10h33 - quinta, 17/01/2019

"Rio Mira vai cheio" (I)


António Martins Quaresma
Foi, salvo erro, o "Trio Odemira" que, já lá vão umas décadas largas, pegando nos versos de uma cantiga popular, substituiu a palavra "ribeira" por "rio Mira" e cantou: "Rio Mira vai cheio/ E o barco não anda/ Tenho o meu amor/ Lá na outra banda", etc. A manipulação do poema primitivo não me parece pecado grave, pois neste tipo de registo popular não há direitos de autor e, além disso, as variantes são regra. Mas, certamente, os versos aplicam-se ao Mira doce, e não ao troço estuarino, influenciado pelas marés.
O rio Mira é, reconheça-se, um curso de água com índole própria.
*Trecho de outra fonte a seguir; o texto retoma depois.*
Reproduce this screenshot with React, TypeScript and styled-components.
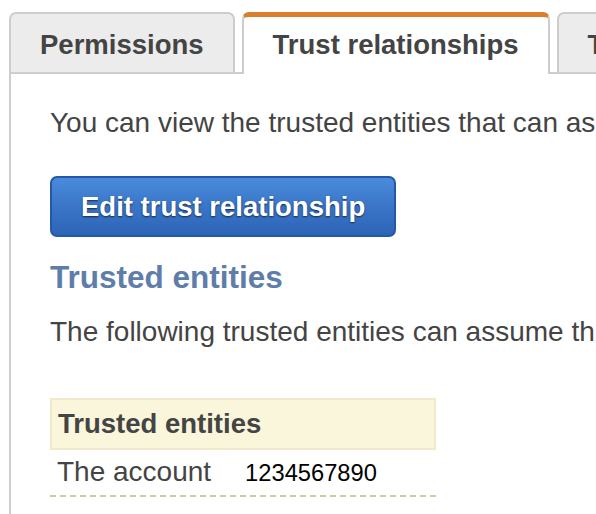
import React from 'react';
import styled, { createGlobalStyle, css } from 'styled-components';

const GlobalStyle = createGlobalStyle`
  html, body {
    margin: 0;
    padding: 0;
    background: #fff;
  }
  body {
    font-family: "Liberation Sans", Arial, Helvetica, sans-serif;
    color: #444;
  }
`;

const StyledPage = styled.div`
  display: flex;
  flex-direction: column;
  height: 100vh;
  padding: 12px 0 0 9px;
  box-sizing: border-box;
  overflow: hidden;
`;

const StyledTabBar = styled.div`
  display: flex;
  align-items: flex-start;
  gap: 7px;
  border-bottom: 2px solid #cdcdcd;
  white-space: nowrap;
`;

const StyledTab = styled.div<{ $active?: boolean }>`
  flex: none;
  box-sizing: border-box;
  height: 60px;
  padding: 17px 29px 0;
  border: 2px solid #cdcdcd;
  border-bottom: none;
  border-radius: 7px 7px 0 0;
  background: #ececec;
  font-size: 27.5px;
  line-height: 27.5px;
  font-weight: bold;
  color: #444;

  ${(props) => props.$active && css`
    position: relative;
    height: 62px;
    margin-bottom: -2px;
    padding-top: 14px;
    border-top: 5px solid #d97f2c;
    background: #fff;
  `}
`;

const StyledPanel = styled.div`
  flex: 1;
  border-left: 2px solid #cdcdcd;
  padding: 29px 0 0 39px;
  white-space: nowrap;
`;

const StyledText = styled.p<{ $gap?: number }>`
  margin: ${(props) => props.$gap ?? 0}px 0 0;
  font-size: 28px;
  line-height: 40px;
  color: #444;
`;

const StyledButton = styled.button`
  display: block;
  box-sizing: border-box;
  height: 61px;
  margin-top: 33px;
  padding: 0 29px;
  border: 2px solid #2459a8;
  border-radius: 7px;
  background: linear-gradient(to bottom, #4a8bdb 0%, #3a75c8 50%, #2d65b6 100%);
  font-family: "Liberation Sans", Arial, Helvetica, sans-serif;
  font-size: 27.5px;
  font-weight: bold;
  color: #fff;
  text-shadow: 0 1px 2px rgba(0, 0, 0, 0.65);
  cursor: pointer;
`;

const StyledHeading = styled.h2`
  margin: 20px 0 0;
  font-size: 31.5px;
  line-height: 40px;
  font-weight: bold;
  color: #5e7ea9;
`;

const StyledTable = styled.div`
  width: 386px;
  margin-top: 46px;
`;

const StyledTableHead = styled.div`
  box-sizing: border-box;
  height: 52px;
  padding: 0 6px;
  border: 2px solid #efeacb;
  background: #faf6dc;
  font-size: 27.5px;
  line-height: 48px;
  font-weight: bold;
  color: #444;
`;

const StyledRow = styled.div`
  display: flex;
  align-items: baseline;
  gap: 34px;
  height: 43px;
  padding: 2px 7px 0;
  border-bottom: 2px dashed #cccc9c;
`;

const StyledLabel = styled.span`
  font-size: 28px;
  line-height: 40px;
  color: #444;
`;

const StyledValue = styled.span`
  font-size: 23.7px;
  color: #000;
`;

const tabs = ['Permissions', 'Trust relationships', 'Tags', 'Access Advisor', 'Revoke sessions'];

const App = () => (
  <>
    <GlobalStyle />
    <StyledPage>
      <StyledTabBar>
        {tabs.map((tab) => (
          <StyledTab key={tab} $active={tab === 'Trust relationships'}>
            {tab}
          </StyledTab>
        ))}
      </StyledTabBar>
      <StyledPanel>
        <StyledText>
          You can view the trusted entities that can assume the role and the access conditions for the assume role policy.
        </StyledText>
        <StyledButton type="button">Edit trust relationship</StyledButton>
        <StyledHeading>Trusted entities</StyledHeading>
        <StyledText $gap={15}>
          The following trusted entities can assume this role.
        </StyledText>
        <StyledTable>
          <StyledTableHead>Trusted entities</StyledTableHead>
          <StyledRow>
            <StyledLabel>The account</StyledLabel>
            <StyledValue>1234567890</StyledValue>
          </StyledRow>
        </StyledTable>
      </StyledPanel>
    </StyledPage>
  </>
);

export default App;
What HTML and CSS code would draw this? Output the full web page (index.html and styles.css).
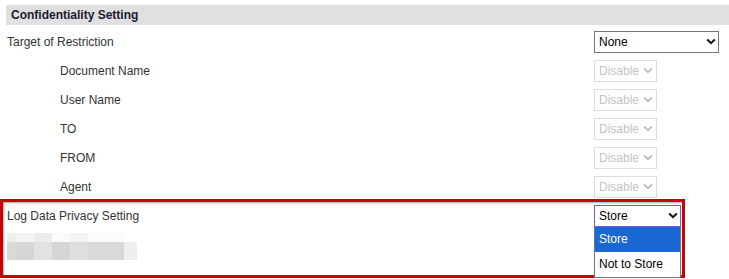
FILE: index.html
```html
<!DOCTYPE html>
<html lang="en">
<head>
    <meta charset="UTF-8">
    <title>Confidentiality Setting</title>
    <link rel="stylesheet" href="styles.css">
</head>
<body>

    <!-- Confidentiality section -->
    <div class="section">
        <div class="section-title">Confidentiality Setting</div>

        <div class="row">
            <div class="label">Target of Restriction</div>
            <div class="select-box wide">
                <select class="sel"><option>None</option></select>
                <svg class="chev" viewBox="0 0 10 7"><path d="M1.2 1.5L5 5.2 8.8 1.5"/></svg>
            </div>
        </div>

        <div class="row">
            <div class="label sub">Document Name</div>
            <div class="select-box small disabled">
                <select class="sel" disabled><option>Disable</option></select>
                <svg class="chev" viewBox="0 0 10 7"><path d="M1.2 1.5L5 5.2 8.8 1.5"/></svg>
            </div>
        </div>
        <div class="row">
            <div class="label sub">User Name</div>
            <div class="select-box small disabled">
                <select class="sel" disabled><option>Disable</option></select>
                <svg class="chev" viewBox="0 0 10 7"><path d="M1.2 1.5L5 5.2 8.8 1.5"/></svg>
            </div>
        </div>
        <div class="row">
            <div class="label sub">TO</div>
            <div class="select-box small disabled">
                <select class="sel" disabled><option>Disable</option></select>
                <svg class="chev" viewBox="0 0 10 7"><path d="M1.2 1.5L5 5.2 8.8 1.5"/></svg>
            </div>
        </div>
        <div class="row">
            <div class="label sub">FROM</div>
            <div class="select-box small disabled">
                <select class="sel" disabled><option>Disable</option></select>
                <svg class="chev" viewBox="0 0 10 7"><path d="M1.2 1.5L5 5.2 8.8 1.5"/></svg>
            </div>
        </div>
        <div class="row">
            <div class="label sub">Agent</div>
            <div class="select-box small disabled">
                <select class="sel" disabled><option>Disable</option></select>
                <svg class="chev" viewBox="0 0 10 7"><path d="M1.2 1.5L5 5.2 8.8 1.5"/></svg>
            </div>
        </div>

        <div class="row">
            <div class="label">Log Data Privacy Setting</div>
            <div class="select-box mid focused">
                <select class="sel">
                    <option>Store</option>
                    <option>Not to Store</option>
                </select>
                <svg class="chev" viewBox="0 0 10 7"><path d="M1.2 1.5L5 5.2 8.8 1.5"/></svg>
                <!-- opened option list -->
                <ul class="option-list">
                    <li class="active">Store</li>
                    <li>Not to Store</li>
                </ul>
            </div>
        </div>

        <!-- blurred / masked text -->
        <div class="masked">
            <div class="mask-line top">
                <span style="width:9px;background:#eef0ef"></span>
                <span style="width:18px;background:#f4f4f4"></span>
                <span style="width:18px;background:#ececec"></span>
                <span style="width:18px;background:#fafafa"></span>
                <span style="width:18px;background:#f3f3f3"></span>
                <span style="width:36px;background:#fafafa"></span>
            </div>
            <div class="mask-line bottom">
                <span style="width:9px;background:#d8dada"></span>
                <span style="width:18px;background:#d6d6d6"></span>
                <span style="width:18px;background:#e2e2e2"></span>
                <span style="width:18px;background:#d6d6d6"></span>
                <span style="width:18px;background:#dedede"></span>
                <span style="width:36px;background:#d9d9d9"></span>
                <span style="width:13px;background:#eef0ef"></span>
            </div>
        </div>
    </div>

    <!-- highlight frame -->
    <div class="highlight"></div>

</body>
</html>
```

FILE: styles.css
```css
/* Reset */
* {
    margin: 0;
    padding: 0;
    box-sizing: border-box;
}

html, body {
    height: 279px;
}

body {
    font-family: "Liberation Sans", Arial, sans-serif;
    font-size: 12px;
    color: #333;
    background: #fff;
    position: relative;
}

/* Section */
.section {
    padding: 5px 0 0 6px;
}

.section-title {
    height: 20px;
    line-height: 20px;
    background: #e0e0e0;
    padding-left: 5px;
    font-weight: bold;
    color: #1b1b30;
    margin-bottom: 2px;
}

.row {
    display: flex;
    align-items: center;
    height: 29px;
}

.label {
    width: 588px;
    padding-left: 1px;
}

.label.sub {
    padding-left: 54px;
}

/* Selects */
.select-box {
    position: relative;
    height: 22px;
}

.select-box.wide { width: 125px; }
.select-box.small { width: 63px; }
.select-box.mid { width: 87px; }

.sel {
    appearance: none;
    -webkit-appearance: none;
    display: block;
    width: 100%;
    height: 22px;
    font-family: "Liberation Sans", Arial, sans-serif;
    font-size: 12px;
    color: #000;
    background: #fff;
    border: 1px solid #767676;
    border-radius: 0;
    padding: 0 0 0 4px;
    outline: none;
}

.chev {
    position: absolute;
    right: 3px;
    top: 7px;
    width: 10px;
    height: 7px;
    pointer-events: none;
}

.chev path {
    fill: none;
    stroke: #111;
    stroke-width: 2;
}

.disabled .sel {
    color: #aaa;
    border-color: #cfcfcf;
}

.disabled .chev {
    right: 4px;
}

.disabled .chev path {
    stroke: #b0b0b0;
    stroke-width: 1.6;
}

.focused .sel {
    border-color: #7d55ea;
}

/* Opened dropdown */
.option-list {
    position: absolute;
    top: 22px;
    left: 0;
    width: 87px;
    list-style: none;
    background: #fff;
    border: 1px solid #767676;
    border-top: none;
    z-index: 5;
}

.option-list li {
    height: 25px;
    line-height: 25px;
    padding-left: 4px;
    color: #000;
}

.option-list li.active {
    background: #1967d2;
    color: #fff;
}

/* Masked text */
.masked {
    margin-top: 3px;
    padding-left: 1px;
}

.mask-line {
    display: flex;
}

.mask-line span {
    display: block;
}

.mask-line.top span {
    height: 9px;
}

.mask-line.bottom span {
    height: 18px;
}

/* Red annotation frame */
.highlight {
    position: absolute;
    left: 0;
    top: 199px;
    width: 685px;
    height: 79px;
    border: 3px solid #cc0000;
    box-shadow: inset 1px 1px 2px rgba(0, 0, 0, 0.35);
    z-index: 3;
    pointer-events: none;
}
```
Não corre ele de sul para norte (melhor, de sueste para noroeste)? É verdade que partilha essa característica com o rio Sado, este talvez ainda mais idiossincrático, pois nem mesmo a sua fonte é livre de discussão. Não é o Mira o único verdadeiro rio que desemboca em plena Costa Alentejana? De facto, nem o grande Guadiana, nem mesmo o vacilante Sado, rios alentejanos, se podem ufanar de exaurir as águas em tão consagrada costa marítima.
Tem princípio na vertente norte da Serra do Caldeirão, em lugar da freguesia de Santa Clara-a-Nova, concelho de Almodôvar. Geologicamente, esta serra resulta de um empolamento da peneplanície, de origem tectónica, e drena, para norte, através dos rios Mira, Vascão, Oeiras e Foupana, os três últimos tributários do Guadiana. O lugar do nascimento do nosso rio está marcado por uma placa, a modo de informação rodoviária, útil para o viajante porque o vale encontra-se, aí, com frequência, completamente seco (figuras 2 e 3).
Transcorrido cerca de um quarto do percurso, o Mira sai do concelho de Almodôvar e entra no de Ourique. Neste, após se cruzar com o IP1 (figura 4), ostenta um ponto de particular significado histórico: o Castro da Cola, a coordenadas 37º 34' 44.09''N; 8º 18' 01.60''O. Sobre a margem direita, na paisagem agreste e alcantilada, com uma vegetação natural do tipo mediterrânico, avultam ruínas de uma povoação acastelada, da época islâmica, e uma ermida de especial devoção regional, da invocação de Nossa Senhora da Cola (figuras 5 e 6).
Marachique se chamava a povoação. Ainda teve foral em 1262, mas acabou extinta, enquanto o seu termo era repartido por dois novos municípios (Ourique e Almodôvar). Prova de que também os aglomerados humanos podem estar sujeitos ao "destino" de qualquer ser vivo – nascimento, vida e morte. Os seus notáveis vestígios interessaram gerações de estudiosos e arqueólogos, como o humanista eborense André de Resende e o iluminado bispo pacense Manuel do Cenáculo. Não obstante boa parte do seu espólio ter sido delapidado ao longo de séculos, da antiga Marachique ainda sobejou muito de notável, não só no próprio sítio arqueológico, como guardado em museus. Hoje, do Circuito Arqueológico da Cola fazem parte vários povoados e necrópoles, de sucessivos períodos da pré e da proto-história.
Quanto ao santuário da Cola, a sua antiga e popular atracção tem, decerto, raízes profundas no tempo, que remontarão a um culto pré-cristão, talvez relacionado com as águas, as do Mira, que correm em baixo. A ermida, de dimensão considerável para um templo rural, exibe arquitectura e decoração barrocas, com as suas duas torres sineiras, o nártex abobadado e o retábulo de talha do altar-mor. Extraordinariamente, o santuário é propriedade da Misericórdia de Ourique, graças a um pároco desta vila, que, por meado do século XX, o "doou" (!) a esta instituição.
Um pouco mais a jusante, o rio Mira volta sensivelmente para sudoeste, direcção que mantém até Sabóia, já no concelho de Odemira, não sem antes ter sido capturado pela barragem de Santa Clara. É esse troço que, terminado o do Alto Mira, ocupará a próxima crónica.